## WORK INSTRUCTIONS
Using the material below, work out how many lines contain the word "this". Reply with the number and nothing more.

## INFORMATION SHOWN
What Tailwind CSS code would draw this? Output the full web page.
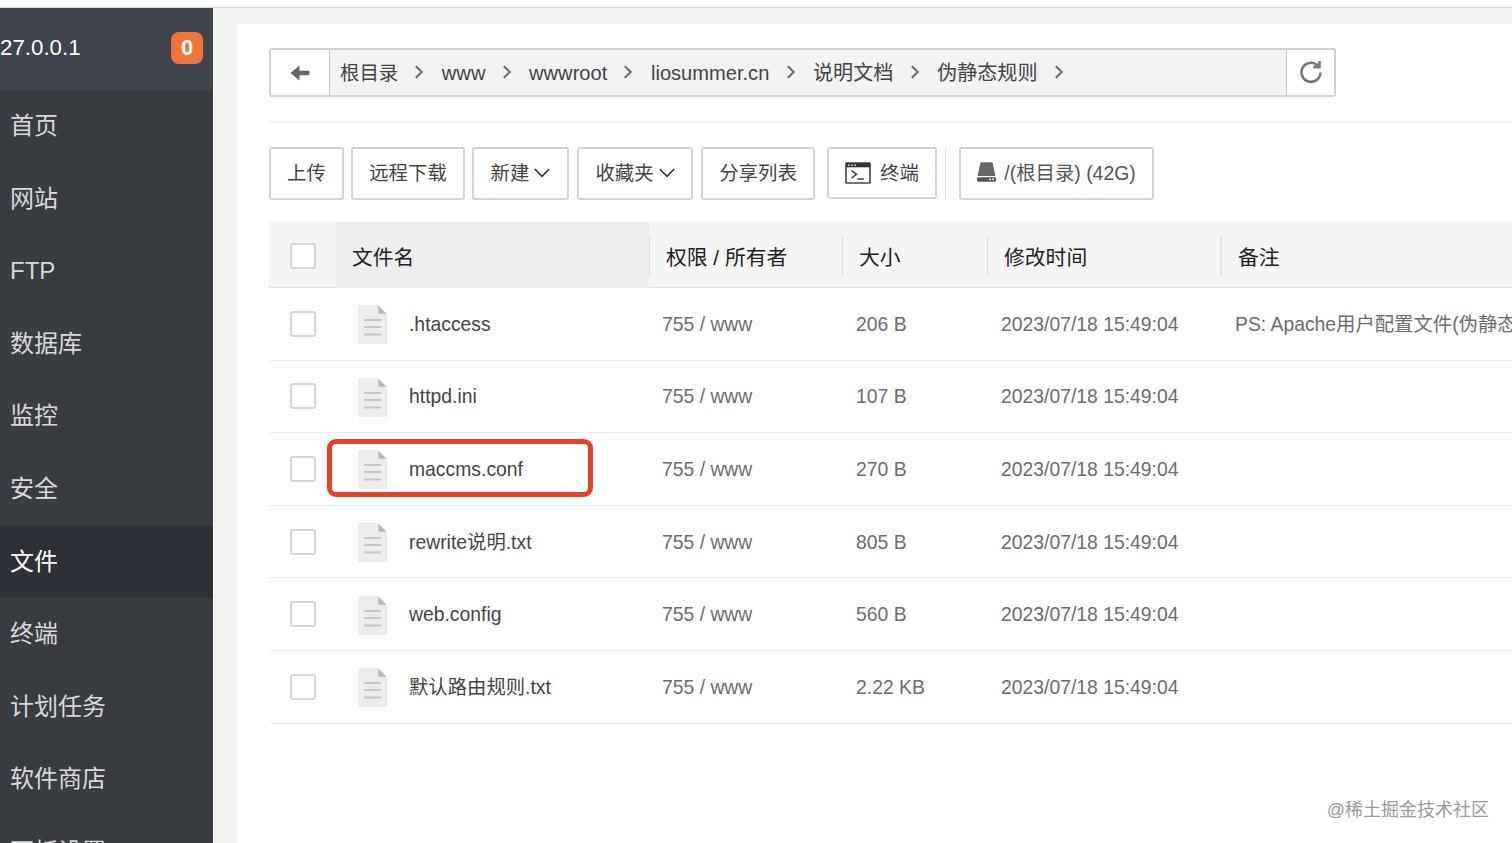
---
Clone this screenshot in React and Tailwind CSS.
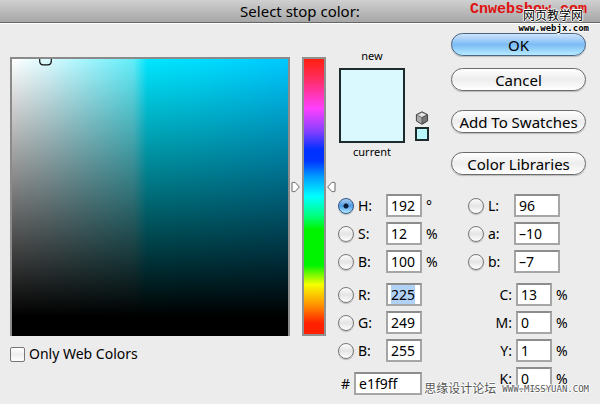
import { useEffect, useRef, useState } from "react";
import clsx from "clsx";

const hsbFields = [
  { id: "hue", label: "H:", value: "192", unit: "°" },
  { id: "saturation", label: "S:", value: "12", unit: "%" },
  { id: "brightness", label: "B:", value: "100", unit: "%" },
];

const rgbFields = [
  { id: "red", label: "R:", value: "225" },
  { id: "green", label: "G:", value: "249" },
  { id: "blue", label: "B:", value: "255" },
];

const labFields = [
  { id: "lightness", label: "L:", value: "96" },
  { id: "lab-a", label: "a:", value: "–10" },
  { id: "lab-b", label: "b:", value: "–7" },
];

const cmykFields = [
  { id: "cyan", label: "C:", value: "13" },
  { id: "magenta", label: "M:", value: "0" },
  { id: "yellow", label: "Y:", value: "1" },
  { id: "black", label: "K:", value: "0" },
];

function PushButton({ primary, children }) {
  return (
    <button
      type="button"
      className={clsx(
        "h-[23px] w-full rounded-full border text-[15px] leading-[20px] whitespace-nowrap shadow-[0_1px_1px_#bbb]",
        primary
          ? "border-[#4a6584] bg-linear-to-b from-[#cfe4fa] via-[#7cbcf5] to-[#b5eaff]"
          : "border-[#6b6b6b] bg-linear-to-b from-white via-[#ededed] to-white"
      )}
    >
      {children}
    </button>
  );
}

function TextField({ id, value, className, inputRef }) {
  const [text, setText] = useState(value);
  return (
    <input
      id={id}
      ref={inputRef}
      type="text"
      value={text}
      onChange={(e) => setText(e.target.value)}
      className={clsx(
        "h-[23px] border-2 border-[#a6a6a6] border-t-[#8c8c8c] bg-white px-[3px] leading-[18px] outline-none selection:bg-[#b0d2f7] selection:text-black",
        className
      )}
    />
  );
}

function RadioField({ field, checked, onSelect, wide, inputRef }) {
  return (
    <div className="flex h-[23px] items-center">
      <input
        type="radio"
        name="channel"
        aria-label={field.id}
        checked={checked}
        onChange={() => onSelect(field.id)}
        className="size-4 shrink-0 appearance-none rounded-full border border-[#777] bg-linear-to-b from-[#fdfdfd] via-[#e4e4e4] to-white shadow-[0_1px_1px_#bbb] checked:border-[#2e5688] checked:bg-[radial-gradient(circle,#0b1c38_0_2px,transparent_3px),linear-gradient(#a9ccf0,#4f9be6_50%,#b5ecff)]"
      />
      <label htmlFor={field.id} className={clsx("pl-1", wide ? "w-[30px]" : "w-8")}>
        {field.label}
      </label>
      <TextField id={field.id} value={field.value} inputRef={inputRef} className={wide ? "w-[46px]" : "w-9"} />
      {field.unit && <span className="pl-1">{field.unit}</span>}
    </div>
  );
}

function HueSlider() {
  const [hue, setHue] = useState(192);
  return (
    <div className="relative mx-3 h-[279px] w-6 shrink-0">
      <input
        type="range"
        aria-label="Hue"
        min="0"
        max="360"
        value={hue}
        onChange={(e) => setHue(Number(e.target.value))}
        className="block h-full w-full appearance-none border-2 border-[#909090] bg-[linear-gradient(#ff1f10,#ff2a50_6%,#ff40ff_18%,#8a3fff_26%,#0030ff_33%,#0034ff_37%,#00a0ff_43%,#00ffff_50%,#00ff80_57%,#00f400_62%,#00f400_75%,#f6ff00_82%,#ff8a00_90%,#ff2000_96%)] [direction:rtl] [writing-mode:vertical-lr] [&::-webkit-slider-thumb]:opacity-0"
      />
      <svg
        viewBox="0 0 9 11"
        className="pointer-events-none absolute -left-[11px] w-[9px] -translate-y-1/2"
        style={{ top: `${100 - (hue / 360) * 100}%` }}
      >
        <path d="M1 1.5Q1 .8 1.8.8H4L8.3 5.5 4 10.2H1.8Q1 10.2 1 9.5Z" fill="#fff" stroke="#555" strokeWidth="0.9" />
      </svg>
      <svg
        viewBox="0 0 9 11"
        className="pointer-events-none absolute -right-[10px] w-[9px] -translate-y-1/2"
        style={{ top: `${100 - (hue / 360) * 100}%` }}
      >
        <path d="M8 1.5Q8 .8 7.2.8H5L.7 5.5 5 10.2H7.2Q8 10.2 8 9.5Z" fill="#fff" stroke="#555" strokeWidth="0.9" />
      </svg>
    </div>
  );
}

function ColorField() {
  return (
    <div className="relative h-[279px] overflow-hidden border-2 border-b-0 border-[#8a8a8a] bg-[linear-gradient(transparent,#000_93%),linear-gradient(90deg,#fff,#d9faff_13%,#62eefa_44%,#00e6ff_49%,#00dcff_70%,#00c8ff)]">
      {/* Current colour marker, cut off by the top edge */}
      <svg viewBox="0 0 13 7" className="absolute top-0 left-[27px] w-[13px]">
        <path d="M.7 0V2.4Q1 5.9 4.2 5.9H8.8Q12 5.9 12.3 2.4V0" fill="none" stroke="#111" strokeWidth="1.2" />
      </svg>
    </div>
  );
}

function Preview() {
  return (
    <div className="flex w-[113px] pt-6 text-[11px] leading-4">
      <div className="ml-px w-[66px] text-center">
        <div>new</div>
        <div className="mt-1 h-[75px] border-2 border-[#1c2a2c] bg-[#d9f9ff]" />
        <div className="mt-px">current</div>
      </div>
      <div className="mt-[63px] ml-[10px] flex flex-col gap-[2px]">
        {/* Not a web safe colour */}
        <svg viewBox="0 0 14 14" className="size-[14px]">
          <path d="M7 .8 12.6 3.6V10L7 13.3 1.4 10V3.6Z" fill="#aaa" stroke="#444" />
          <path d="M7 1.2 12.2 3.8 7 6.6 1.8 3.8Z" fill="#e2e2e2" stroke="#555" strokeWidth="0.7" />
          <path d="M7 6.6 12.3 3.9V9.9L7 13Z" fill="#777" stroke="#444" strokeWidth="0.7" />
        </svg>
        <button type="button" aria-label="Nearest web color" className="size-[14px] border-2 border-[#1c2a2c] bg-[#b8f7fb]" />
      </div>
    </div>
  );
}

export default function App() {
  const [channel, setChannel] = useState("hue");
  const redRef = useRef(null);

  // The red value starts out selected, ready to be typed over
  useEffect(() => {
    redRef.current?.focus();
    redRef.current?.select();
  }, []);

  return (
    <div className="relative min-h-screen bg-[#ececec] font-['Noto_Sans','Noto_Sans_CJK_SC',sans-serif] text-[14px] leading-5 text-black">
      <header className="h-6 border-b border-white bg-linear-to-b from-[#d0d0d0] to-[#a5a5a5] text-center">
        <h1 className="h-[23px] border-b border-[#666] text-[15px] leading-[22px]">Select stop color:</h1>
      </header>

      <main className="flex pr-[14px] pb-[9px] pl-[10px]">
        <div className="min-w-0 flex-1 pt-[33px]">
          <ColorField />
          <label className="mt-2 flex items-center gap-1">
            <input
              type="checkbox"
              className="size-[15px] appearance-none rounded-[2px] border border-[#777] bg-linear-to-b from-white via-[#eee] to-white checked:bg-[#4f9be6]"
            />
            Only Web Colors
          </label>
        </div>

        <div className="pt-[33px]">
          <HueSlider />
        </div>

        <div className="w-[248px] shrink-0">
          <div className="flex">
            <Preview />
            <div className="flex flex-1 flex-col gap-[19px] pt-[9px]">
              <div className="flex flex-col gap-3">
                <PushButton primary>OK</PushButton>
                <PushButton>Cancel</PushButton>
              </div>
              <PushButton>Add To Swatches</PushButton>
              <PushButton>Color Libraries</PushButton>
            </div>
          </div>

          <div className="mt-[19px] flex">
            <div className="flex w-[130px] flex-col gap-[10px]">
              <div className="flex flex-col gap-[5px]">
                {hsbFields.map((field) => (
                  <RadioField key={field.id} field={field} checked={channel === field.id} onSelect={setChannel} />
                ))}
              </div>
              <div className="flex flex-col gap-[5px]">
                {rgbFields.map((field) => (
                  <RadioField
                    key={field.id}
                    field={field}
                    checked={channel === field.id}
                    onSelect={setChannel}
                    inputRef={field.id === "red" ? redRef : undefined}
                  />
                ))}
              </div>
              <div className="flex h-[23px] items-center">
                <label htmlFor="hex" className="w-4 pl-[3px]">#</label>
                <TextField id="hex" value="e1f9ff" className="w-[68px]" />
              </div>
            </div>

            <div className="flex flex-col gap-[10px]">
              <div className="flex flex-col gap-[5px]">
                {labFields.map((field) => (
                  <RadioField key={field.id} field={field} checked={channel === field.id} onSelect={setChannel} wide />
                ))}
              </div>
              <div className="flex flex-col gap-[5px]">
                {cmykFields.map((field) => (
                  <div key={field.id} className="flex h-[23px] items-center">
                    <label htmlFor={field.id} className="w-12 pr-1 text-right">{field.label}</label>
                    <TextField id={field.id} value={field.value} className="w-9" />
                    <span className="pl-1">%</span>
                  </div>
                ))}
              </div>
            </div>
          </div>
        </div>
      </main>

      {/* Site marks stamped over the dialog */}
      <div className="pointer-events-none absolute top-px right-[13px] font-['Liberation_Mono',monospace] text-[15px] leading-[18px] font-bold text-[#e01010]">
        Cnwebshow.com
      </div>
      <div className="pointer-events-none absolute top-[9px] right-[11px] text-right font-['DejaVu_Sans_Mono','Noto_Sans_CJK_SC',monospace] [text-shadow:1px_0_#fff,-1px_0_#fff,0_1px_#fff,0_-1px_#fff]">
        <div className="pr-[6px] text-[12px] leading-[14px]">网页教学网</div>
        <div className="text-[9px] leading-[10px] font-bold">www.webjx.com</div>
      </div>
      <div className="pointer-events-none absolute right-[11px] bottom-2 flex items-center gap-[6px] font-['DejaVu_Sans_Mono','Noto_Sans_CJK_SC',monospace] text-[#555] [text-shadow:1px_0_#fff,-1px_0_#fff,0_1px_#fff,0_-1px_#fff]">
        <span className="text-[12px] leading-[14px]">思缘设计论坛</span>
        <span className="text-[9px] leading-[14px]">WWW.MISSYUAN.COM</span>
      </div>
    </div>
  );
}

## RESPONSE BELOW
2